== DATA EXCERPT

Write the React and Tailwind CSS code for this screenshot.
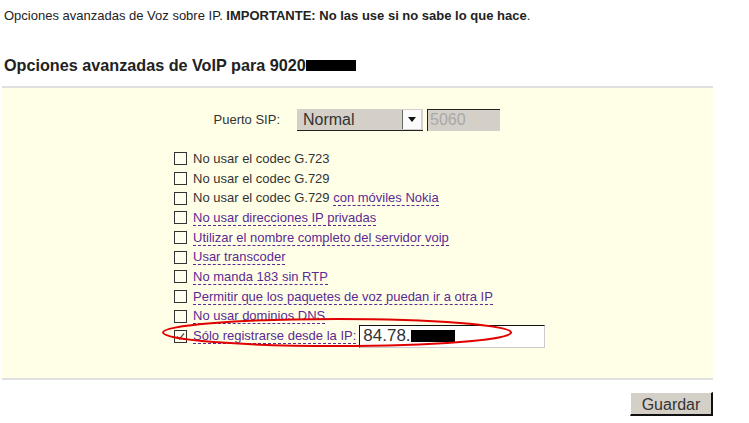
import React from 'react';

const plain = ['No usar el codec G.723', 'No usar el codec G.729'];

const links = [
  'No usar direcciones IP privadas',
  'Utilizar el nombre completo del servidor voip',
  'Usar transcoder',
  'No manda 183 sin RTP',
  'Permitir que los paquetes de voz puedan ir a otra IP',
  'No usar dominios DNS',
];

function Box({ checked }) {
  return (
    <span className="w-[13px] h-[13px] border border-[#333] bg-[#fffff0] flex items-center justify-center shrink-0 mr-[6px]">
      {checked && (
        <svg width="9" height="9" viewBox="0 0 9 9">
          <path d="M1 4.5 L3.5 7 L8 1.5" stroke="#555" strokeWidth="1.2" fill="none" />
        </svg>
      )}
    </span>
  );
}

function Dashed({ children }) {
  return (
    <span className="text-[#5b2a94] border-b border-dashed border-[#5b2a94] leading-[15px]">{children}</span>
  );
}

export default function App() {
  return (
    <div className="min-h-screen bg-white text-[#222] font-['Liberation_Sans',Arial,sans-serif]">
      {/* Intro */}
      <p className="pl-[4px] pt-[8px] text-[13px] leading-[15px]">
        Opciones avanzadas de Voz sobre IP. <b>IMPORTANTE: No las use si no sabe lo que hace</b>.
      </p>

      {/* Heading */}
      <h2 className="pl-[4px] mt-[33px] text-[16.2px] font-bold leading-[18px] flex items-center">
        Opciones avanzadas de VoIP para 9020
        <span className="inline-block w-[50px] h-[11px] bg-black"></span>
      </h2>

      {/* Panel */}
      <div className="ml-[2px] w-[711px] mt-[12px] h-[294px] bg-[#ffffe8] border-t-2 border-b-2 border-[#e0e0e0] text-[13px] text-[#333]">
        <div className="flex items-center mt-[21px] h-[22px]">
          <span className="w-[295px] text-right pr-[17px]">Puerto SIP:</span>
          <div className="w-[126px] h-[22px] bg-[#d4d0c8] border-b border-[#222] flex items-center text-[16px] text-[#333]">
            <span className="pl-[6px] flex-1">Normal</span>
            <span className="w-[19px] h-[19px] border-l border-[#666] bg-[#fafafa] flex items-center justify-center mr-[2px]">
              <svg width="8" height="5" viewBox="0 0 8 5">
                <path d="M0 0 H8 L4 5 Z" fill="#111" />
              </svg>
            </span>
          </div>
          <div className="ml-[4px] w-[73px] h-[22px] bg-[#d4d0c8] border-t border-l border-[#222] text-[16px] text-[#a8a8a8] pl-[2px] leading-[20px]">
            5060
          </div>
        </div>

        <div className="relative mt-[18px] ml-[172px]">
          {plain.map((t) => (
            <div key={t} className="flex items-center h-[19.7px]">
              <Box />
              <span>{t}</span>
            </div>
          ))}
          <div className="flex items-center h-[19.7px]">
            <Box />
            <span>No usar el codec G.729&nbsp;</span>
            <Dashed>con móviles Nokia</Dashed>
          </div>
          {links.map((t) => (
            <div key={t} className="flex items-center h-[19.7px]">
              <Box />
              <Dashed>{t}</Dashed>
            </div>
          ))}
          <div className="flex items-center h-[19.7px]">
            <Box checked />
            <Dashed>Sólo registrarse desde la IP:</Dashed>
            <div className="ml-[3px] w-[186px] h-[23px] bg-white border-t border-l border-[#111] border-r border-b border-r-[#ccc] border-b-[#ccc] flex items-center text-[17px] text-[#333] pl-[3px]">
              84.78.
              <span className="inline-block w-[44px] h-[12px] bg-black"></span>
            </div>
          </div>

          {/* red annotation ellipse */}
          <svg className="absolute left-[-13px] top-[168px] pointer-events-none" width="352" height="31" viewBox="0 0 352 31">
            <ellipse cx="176" cy="15.5" rx="174" ry="13.5" stroke="#e00000" strokeWidth="2" fill="none" />
          </svg>
        </div>
      </div>

      {/* Save */}
      <div className="w-[713px] flex justify-end mt-[12px]">
        <button className="w-[83px] h-[24px] bg-[#d4d0c8] border-t border-l border-white border-r-2 border-b-2 border-r-[#111] border-b-[#111] text-[16px] text-[#333]">
          Guardar
        </button>
      </div>
    </div>
  );
}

====

OBJECTIVE:
Omit pictures; set down the rest of the material word for word.

ANSWER FOR THE TASK:
Write the React and Tailwind CSS code for this screenshot.
import React from 'react';

const plain = ['No usar el codec G.723', 'No usar el codec G.729'];

const links = [
  'No usar direcciones IP privadas',
  'Utilizar el nombre completo del servidor voip',
  'Usar transcoder',
  'No manda 183 sin RTP',
  'Permitir que los paquetes de voz puedan ir a otra IP',
  'No usar dominios DNS',
];

function Box({ checked }) {
  return (
    <span className="w-[13px] h-[13px] border border-[#333] bg-[#fffff0] flex items-center justify-center shrink-0 mr-[6px]">
      {checked && (
        <svg width="9" height="9" viewBox="0 0 9 9">
          <path d="M1 4.5 L3.5 7 L8 1.5" stroke="#555" strokeWidth="1.2" fill="none" />
        </svg>
      )}
    </span>
  );
}

function Dashed({ children }) {
  return (
    <span className="text-[#5b2a94] border-b border-dashed border-[#5b2a94] leading-[15px]">{children}</span>
  );
}

export default function App() {
  return (
    <div className="min-h-screen bg-white text-[#222] font-['Liberation_Sans',Arial,sans-serif]">
      {/* Intro */}
      <p className="pl-[4px] pt-[8px] text-[13px] leading-[15px]">
        Opciones avanzadas de Voz sobre IP. <b>IMPORTANTE: No las use si no sabe lo que hace</b>.
      </p>

      {/* Heading */}
      <h2 className="pl-[4px] mt-[33px] text-[16.2px] font-bold leading-[18px] flex items-center">
        Opciones avanzadas de VoIP para 9020
        <span className="inline-block w-[50px] h-[11px] bg-black"></span>
      </h2>

      {/* Panel */}
      <div className="ml-[2px] w-[711px] mt-[12px] h-[294px] bg-[#ffffe8] border-t-2 border-b-2 border-[#e0e0e0] text-[13px] text-[#333]">
        <div className="flex items-center mt-[21px] h-[22px]">
          <span className="w-[295px] text-right pr-[17px]">Puerto SIP:</span>
          <div className="w-[126px] h-[22px] bg-[#d4d0c8] border-b border-[#222] flex items-center text-[16px] text-[#333]">
            <span className="pl-[6px] flex-1">Normal</span>
            <span className="w-[19px] h-[19px] border-l border-[#666] bg-[#fafafa] flex items-center justify-center mr-[2px]">
              <svg width="8" height="5" viewBox="0 0 8 5">
                <path d="M0 0 H8 L4 5 Z" fill="#111" />
              </svg>
            </span>
          </div>
          <div className="ml-[4px] w-[73px] h-[22px] bg-[#d4d0c8] border-t border-l border-[#222] text-[16px] text-[#a8a8a8] pl-[2px] leading-[20px]">
            5060
          </div>
        </div>

        <div className="relative mt-[18px] ml-[172px]">
          {plain.map((t) => (
            <div key={t} className="flex items-center h-[19.7px]">
              <Box />
              <span>{t}</span>
            </div>
          ))}
          <div className="flex items-center h-[19.7px]">
            <Box />
            <span>No usar el codec G.729&nbsp;</span>
            <Dashed>con móviles Nokia</Dashed>
          </div>
          {links.map((t) => (
            <div key={t} className="flex items-center h-[19.7px]">
              <Box />
              <Dashed>{t}</Dashed>
            </div>
          ))}
          <div className="flex items-center h-[19.7px]">
            <Box checked />
            <Dashed>Sólo registrarse desde la IP:</Dashed>
            <div className="ml-[3px] w-[186px] h-[23px] bg-white border-t border-l border-[#111] border-r border-b border-r-[#ccc] border-b-[#ccc] flex items-center text-[17px] text-[#333] pl-[3px]">
              84.78.
              <span className="inline-block w-[44px] h-[12px] bg-black"></span>
            </div>
          </div>

          {/* red annotation ellipse */}
          <svg className="absolute left-[-13px] top-[168px] pointer-events-none" width="352" height="31" viewBox="0 0 352 31">
            <ellipse cx="176" cy="15.5" rx="174" ry="13.5" stroke="#e00000" strokeWidth="2" fill="none" />
          </svg>
        </div>
      </div>

      {/* Save */}
      <div className="w-[713px] flex justify-end mt-[12px]">
        <button className="w-[83px] h-[24px] bg-[#d4d0c8] border-t border-l border-white border-r-2 border-b-2 border-r-[#111] border-b-[#111] text-[16px] text-[#333]">
          Guardar
        </button>
      </div>
    </div>
  );
}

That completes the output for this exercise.